§ Supplied information

============================================================

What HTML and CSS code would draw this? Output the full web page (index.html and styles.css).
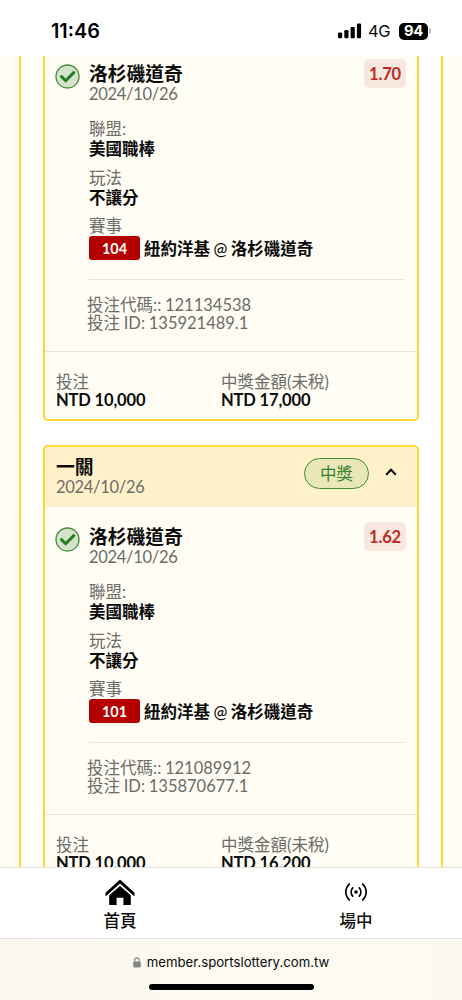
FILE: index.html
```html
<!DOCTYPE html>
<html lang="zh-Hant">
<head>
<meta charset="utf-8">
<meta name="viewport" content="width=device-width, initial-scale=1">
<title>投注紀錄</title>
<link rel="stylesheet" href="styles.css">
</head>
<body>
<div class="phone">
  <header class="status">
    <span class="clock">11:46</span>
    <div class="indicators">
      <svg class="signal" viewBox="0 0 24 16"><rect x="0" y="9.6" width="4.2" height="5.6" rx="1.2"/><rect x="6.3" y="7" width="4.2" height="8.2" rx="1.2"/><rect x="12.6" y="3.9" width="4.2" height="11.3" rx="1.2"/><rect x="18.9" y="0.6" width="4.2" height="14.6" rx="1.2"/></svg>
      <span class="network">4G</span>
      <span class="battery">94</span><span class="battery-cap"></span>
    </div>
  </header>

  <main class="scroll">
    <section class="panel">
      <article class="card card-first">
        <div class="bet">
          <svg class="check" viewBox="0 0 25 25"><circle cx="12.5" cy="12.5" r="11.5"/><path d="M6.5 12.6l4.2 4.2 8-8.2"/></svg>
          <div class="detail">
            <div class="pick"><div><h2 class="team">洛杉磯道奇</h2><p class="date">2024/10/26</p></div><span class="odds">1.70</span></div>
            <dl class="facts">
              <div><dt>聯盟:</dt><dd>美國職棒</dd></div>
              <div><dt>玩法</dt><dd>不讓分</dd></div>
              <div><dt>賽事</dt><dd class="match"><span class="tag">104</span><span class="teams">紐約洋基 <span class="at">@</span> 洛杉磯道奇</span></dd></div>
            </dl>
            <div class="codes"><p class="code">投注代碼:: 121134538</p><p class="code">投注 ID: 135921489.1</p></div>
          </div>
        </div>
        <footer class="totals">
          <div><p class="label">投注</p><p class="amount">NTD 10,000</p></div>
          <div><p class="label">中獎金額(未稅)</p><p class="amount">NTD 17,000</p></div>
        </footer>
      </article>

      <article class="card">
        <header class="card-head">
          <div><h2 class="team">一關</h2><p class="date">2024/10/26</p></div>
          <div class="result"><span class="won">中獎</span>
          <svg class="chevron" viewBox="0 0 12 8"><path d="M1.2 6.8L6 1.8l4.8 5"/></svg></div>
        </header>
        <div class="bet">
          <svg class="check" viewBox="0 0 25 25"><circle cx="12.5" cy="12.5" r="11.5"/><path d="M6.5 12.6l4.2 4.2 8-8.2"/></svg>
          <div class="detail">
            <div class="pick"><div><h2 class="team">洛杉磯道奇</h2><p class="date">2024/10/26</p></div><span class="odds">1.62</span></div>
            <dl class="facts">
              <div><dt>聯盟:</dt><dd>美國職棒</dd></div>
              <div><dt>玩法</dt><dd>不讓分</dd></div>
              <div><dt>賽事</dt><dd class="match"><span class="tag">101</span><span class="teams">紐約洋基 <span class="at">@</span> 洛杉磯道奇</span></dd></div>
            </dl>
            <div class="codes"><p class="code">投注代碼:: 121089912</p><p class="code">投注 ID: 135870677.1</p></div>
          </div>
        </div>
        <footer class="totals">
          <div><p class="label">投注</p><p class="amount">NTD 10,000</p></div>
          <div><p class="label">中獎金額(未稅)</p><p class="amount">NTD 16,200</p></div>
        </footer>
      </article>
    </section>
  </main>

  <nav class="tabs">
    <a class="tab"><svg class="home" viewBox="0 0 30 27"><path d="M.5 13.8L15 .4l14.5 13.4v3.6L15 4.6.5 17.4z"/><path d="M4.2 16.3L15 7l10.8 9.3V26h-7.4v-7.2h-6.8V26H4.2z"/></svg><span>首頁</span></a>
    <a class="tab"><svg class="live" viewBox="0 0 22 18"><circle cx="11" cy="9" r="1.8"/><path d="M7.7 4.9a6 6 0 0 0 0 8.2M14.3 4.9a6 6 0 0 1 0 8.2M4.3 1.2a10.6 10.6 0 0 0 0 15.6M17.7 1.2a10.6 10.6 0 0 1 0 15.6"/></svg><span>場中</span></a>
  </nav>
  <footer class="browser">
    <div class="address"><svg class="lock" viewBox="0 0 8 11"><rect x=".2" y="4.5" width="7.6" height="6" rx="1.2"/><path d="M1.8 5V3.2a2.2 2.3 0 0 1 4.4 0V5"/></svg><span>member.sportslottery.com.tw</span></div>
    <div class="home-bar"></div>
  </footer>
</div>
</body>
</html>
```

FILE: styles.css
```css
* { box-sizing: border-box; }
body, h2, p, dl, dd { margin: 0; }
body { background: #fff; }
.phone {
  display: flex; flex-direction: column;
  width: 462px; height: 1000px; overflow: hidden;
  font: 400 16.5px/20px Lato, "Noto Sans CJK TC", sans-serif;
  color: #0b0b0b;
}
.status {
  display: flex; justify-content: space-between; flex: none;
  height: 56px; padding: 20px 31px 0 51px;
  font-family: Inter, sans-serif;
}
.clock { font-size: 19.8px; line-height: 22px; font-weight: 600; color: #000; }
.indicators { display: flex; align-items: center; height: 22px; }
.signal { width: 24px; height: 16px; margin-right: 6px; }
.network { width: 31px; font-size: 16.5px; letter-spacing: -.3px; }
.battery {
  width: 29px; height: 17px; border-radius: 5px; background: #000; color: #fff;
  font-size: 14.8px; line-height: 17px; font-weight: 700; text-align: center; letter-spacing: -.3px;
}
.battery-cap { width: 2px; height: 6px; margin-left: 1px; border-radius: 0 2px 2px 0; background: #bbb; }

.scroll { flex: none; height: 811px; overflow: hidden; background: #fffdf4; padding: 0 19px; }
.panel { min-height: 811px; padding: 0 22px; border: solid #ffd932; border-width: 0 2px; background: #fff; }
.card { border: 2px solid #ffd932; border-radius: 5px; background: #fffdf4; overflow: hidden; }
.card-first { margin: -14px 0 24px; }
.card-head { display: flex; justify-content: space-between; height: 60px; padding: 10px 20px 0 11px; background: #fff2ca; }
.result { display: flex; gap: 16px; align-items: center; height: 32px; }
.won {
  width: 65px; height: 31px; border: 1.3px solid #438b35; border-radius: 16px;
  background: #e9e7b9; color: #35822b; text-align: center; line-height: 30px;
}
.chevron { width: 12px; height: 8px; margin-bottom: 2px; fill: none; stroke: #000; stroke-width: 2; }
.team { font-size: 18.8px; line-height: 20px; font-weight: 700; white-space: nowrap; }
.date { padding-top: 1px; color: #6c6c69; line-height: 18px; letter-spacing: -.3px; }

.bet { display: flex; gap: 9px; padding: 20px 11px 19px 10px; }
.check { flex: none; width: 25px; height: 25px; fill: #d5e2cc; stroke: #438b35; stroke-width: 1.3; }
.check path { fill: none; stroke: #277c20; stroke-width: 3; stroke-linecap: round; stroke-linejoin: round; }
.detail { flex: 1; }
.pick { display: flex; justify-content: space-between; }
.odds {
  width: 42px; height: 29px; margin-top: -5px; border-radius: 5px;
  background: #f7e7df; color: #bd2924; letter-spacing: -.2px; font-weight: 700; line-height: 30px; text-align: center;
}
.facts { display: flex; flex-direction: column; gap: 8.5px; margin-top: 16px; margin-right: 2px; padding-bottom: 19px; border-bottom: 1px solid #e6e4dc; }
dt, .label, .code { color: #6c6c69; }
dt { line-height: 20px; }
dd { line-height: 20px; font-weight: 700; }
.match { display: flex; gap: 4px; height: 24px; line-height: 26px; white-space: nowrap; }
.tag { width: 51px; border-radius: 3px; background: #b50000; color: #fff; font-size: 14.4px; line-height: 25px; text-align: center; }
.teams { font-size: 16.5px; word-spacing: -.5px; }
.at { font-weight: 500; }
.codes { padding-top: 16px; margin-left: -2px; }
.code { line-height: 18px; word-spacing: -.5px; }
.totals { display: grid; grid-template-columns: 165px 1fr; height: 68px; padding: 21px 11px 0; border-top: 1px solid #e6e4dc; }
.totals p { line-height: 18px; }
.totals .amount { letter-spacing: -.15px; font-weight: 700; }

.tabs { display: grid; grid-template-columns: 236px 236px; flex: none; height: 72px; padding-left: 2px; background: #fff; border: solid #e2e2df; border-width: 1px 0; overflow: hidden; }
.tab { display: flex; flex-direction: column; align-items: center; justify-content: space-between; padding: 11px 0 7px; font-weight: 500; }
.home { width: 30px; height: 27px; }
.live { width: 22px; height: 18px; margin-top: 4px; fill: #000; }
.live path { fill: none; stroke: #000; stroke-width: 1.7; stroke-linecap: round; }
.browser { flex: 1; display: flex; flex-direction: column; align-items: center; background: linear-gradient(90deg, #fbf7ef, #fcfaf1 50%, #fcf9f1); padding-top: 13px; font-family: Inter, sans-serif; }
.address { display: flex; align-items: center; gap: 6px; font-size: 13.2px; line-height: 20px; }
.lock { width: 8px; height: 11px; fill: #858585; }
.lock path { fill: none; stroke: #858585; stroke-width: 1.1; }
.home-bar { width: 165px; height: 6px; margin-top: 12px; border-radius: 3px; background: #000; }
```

============================================================

§ Task prompt
Each line containing the word "index" counts once; say how many such lines there are, giving only the number.

§ Exercise answer
2